WRITTEN TASK: Copy out the data below verbatim.
====== SUPPLIED DATA ======
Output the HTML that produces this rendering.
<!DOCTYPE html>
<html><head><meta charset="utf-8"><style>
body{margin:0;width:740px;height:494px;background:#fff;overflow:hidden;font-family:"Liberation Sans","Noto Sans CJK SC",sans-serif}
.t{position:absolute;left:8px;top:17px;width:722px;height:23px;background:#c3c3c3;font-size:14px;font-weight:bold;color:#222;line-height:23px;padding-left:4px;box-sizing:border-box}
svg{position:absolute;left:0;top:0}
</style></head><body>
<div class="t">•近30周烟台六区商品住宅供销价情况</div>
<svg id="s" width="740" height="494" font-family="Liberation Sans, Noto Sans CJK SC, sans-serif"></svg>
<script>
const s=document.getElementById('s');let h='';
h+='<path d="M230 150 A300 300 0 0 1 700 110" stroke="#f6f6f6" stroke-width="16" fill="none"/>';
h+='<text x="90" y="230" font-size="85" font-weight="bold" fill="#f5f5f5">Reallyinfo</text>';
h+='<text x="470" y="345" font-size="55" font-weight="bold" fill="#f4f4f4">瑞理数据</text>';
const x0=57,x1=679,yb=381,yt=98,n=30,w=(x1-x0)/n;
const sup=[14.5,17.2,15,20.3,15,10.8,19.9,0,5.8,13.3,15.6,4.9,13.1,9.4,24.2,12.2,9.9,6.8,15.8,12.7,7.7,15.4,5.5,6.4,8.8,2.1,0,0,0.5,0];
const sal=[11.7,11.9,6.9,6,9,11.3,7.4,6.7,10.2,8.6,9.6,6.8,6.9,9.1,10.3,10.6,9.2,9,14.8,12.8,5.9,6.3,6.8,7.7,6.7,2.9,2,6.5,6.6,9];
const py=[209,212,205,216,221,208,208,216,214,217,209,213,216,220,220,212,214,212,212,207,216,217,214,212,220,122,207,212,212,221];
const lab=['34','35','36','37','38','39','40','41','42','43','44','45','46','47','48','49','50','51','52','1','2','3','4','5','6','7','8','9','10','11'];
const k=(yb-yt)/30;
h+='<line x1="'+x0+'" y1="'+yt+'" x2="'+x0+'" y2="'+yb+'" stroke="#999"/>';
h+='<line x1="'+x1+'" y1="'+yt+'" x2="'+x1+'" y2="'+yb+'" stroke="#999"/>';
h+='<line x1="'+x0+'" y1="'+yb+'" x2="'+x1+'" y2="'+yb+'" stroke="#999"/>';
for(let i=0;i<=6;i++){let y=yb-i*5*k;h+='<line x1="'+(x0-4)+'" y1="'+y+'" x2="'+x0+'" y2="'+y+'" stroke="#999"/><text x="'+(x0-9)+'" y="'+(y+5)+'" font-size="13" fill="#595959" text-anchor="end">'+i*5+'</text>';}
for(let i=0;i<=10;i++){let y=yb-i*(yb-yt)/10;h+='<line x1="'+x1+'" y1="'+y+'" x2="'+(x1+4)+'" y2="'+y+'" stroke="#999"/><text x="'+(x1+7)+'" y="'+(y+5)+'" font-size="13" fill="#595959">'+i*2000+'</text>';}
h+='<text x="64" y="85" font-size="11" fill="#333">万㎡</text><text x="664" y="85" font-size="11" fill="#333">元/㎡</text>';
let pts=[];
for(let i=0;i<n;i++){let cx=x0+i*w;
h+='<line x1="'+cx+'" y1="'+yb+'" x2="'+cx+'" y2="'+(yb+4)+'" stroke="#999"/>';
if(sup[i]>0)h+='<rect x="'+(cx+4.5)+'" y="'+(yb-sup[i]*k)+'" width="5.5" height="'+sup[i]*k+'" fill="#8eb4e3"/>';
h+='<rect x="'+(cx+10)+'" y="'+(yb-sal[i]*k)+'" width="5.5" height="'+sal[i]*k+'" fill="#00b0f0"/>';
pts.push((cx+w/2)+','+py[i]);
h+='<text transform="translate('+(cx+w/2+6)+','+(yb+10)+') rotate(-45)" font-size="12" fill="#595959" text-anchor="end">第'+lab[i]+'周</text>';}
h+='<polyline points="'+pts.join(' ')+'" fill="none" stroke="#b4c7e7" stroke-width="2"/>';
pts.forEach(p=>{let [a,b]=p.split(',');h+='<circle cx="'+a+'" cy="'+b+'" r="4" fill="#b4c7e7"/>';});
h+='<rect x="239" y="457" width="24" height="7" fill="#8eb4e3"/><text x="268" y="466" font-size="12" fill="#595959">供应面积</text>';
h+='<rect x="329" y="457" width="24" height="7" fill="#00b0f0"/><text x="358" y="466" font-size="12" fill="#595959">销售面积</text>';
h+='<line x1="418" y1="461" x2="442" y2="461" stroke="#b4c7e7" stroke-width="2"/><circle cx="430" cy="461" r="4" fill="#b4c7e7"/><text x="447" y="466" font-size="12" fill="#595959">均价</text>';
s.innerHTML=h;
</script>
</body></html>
======
THE RESULT:
Output the HTML that produces this rendering.
<!DOCTYPE html>
<html><head><meta charset="utf-8"><style>
body{margin:0;width:740px;height:494px;background:#fff;overflow:hidden;font-family:"Liberation Sans","Noto Sans CJK SC",sans-serif}
.t{position:absolute;left:8px;top:17px;width:722px;height:23px;background:#c3c3c3;font-size:14px;font-weight:bold;color:#222;line-height:23px;padding-left:4px;box-sizing:border-box}
svg{position:absolute;left:0;top:0}
</style></head><body>
<div class="t">•近30周烟台六区商品住宅供销价情况</div>
<svg id="s" width="740" height="494" font-family="Liberation Sans, Noto Sans CJK SC, sans-serif"></svg>
<script>
const s=document.getElementById('s');let h='';
h+='<path d="M230 150 A300 300 0 0 1 700 110" stroke="#f6f6f6" stroke-width="16" fill="none"/>';
h+='<text x="90" y="230" font-size="85" font-weight="bold" fill="#f5f5f5">Reallyinfo</text>';
h+='<text x="470" y="345" font-size="55" font-weight="bold" fill="#f4f4f4">瑞理数据</text>';
const x0=57,x1=679,yb=381,yt=98,n=30,w=(x1-x0)/n;
const sup=[14.5,17.2,15,20.3,15,10.8,19.9,0,5.8,13.3,15.6,4.9,13.1,9.4,24.2,12.2,9.9,6.8,15.8,12.7,7.7,15.4,5.5,6.4,8.8,2.1,0,0,0.5,0];
const sal=[11.7,11.9,6.9,6,9,11.3,7.4,6.7,10.2,8.6,9.6,6.8,6.9,9.1,10.3,10.6,9.2,9,14.8,12.8,5.9,6.3,6.8,7.7,6.7,2.9,2,6.5,6.6,9];
const py=[209,212,205,216,221,208,208,216,214,217,209,213,216,220,220,212,214,212,212,207,216,217,214,212,220,122,207,212,212,221];
const lab=['34','35','36','37','38','39','40','41','42','43','44','45','46','47','48','49','50','51','52','1','2','3','4','5','6','7','8','9','10','11'];
const k=(yb-yt)/30;
h+='<line x1="'+x0+'" y1="'+yt+'" x2="'+x0+'" y2="'+yb+'" stroke="#999"/>';
h+='<line x1="'+x1+'" y1="'+yt+'" x2="'+x1+'" y2="'+yb+'" stroke="#999"/>';
h+='<line x1="'+x0+'" y1="'+yb+'" x2="'+x1+'" y2="'+yb+'" stroke="#999"/>';
for(let i=0;i<=6;i++){let y=yb-i*5*k;h+='<line x1="'+(x0-4)+'" y1="'+y+'" x2="'+x0+'" y2="'+y+'" stroke="#999"/><text x="'+(x0-9)+'" y="'+(y+5)+'" font-size="13" fill="#595959" text-anchor="end">'+i*5+'</text>';}
for(let i=0;i<=10;i++){let y=yb-i*(yb-yt)/10;h+='<line x1="'+x1+'" y1="'+y+'" x2="'+(x1+4)+'" y2="'+y+'" stroke="#999"/><text x="'+(x1+7)+'" y="'+(y+5)+'" font-size="13" fill="#595959">'+i*2000+'</text>';}
h+='<text x="64" y="85" font-size="11" fill="#333">万㎡</text><text x="664" y="85" font-size="11" fill="#333">元/㎡</text>';
let pts=[];
for(let i=0;i<n;i++){let cx=x0+i*w;
h+='<line x1="'+cx+'" y1="'+yb+'" x2="'+cx+'" y2="'+(yb+4)+'" stroke="#999"/>';
if(sup[i]>0)h+='<rect x="'+(cx+4.5)+'" y="'+(yb-sup[i]*k)+'" width="5.5" height="'+sup[i]*k+'" fill="#8eb4e3"/>';
h+='<rect x="'+(cx+10)+'" y="'+(yb-sal[i]*k)+'" width="5.5" height="'+sal[i]*k+'" fill="#00b0f0"/>';
pts.push((cx+w/2)+','+py[i]);
h+='<text transform="translate('+(cx+w/2+6)+','+(yb+10)+') rotate(-45)" font-size="12" fill="#595959" text-anchor="end">第'+lab[i]+'周</text>';}
h+='<polyline points="'+pts.join(' ')+'" fill="none" stroke="#b4c7e7" stroke-width="2"/>';
pts.forEach(p=>{let [a,b]=p.split(',');h+='<circle cx="'+a+'" cy="'+b+'" r="4" fill="#b4c7e7"/>';});
h+='<rect x="239" y="457" width="24" height="7" fill="#8eb4e3"/><text x="268" y="466" font-size="12" fill="#595959">供应面积</text>';
h+='<rect x="329" y="457" width="24" height="7" fill="#00b0f0"/><text x="358" y="466" font-size="12" fill="#595959">销售面积</text>';
h+='<line x1="418" y1="461" x2="442" y2="461" stroke="#b4c7e7" stroke-width="2"/><circle cx="430" cy="461" r="4" fill="#b4c7e7"/><text x="447" y="466" font-size="12" fill="#595959">均价</text>';
s.innerHTML=h;
</script>
</body></html>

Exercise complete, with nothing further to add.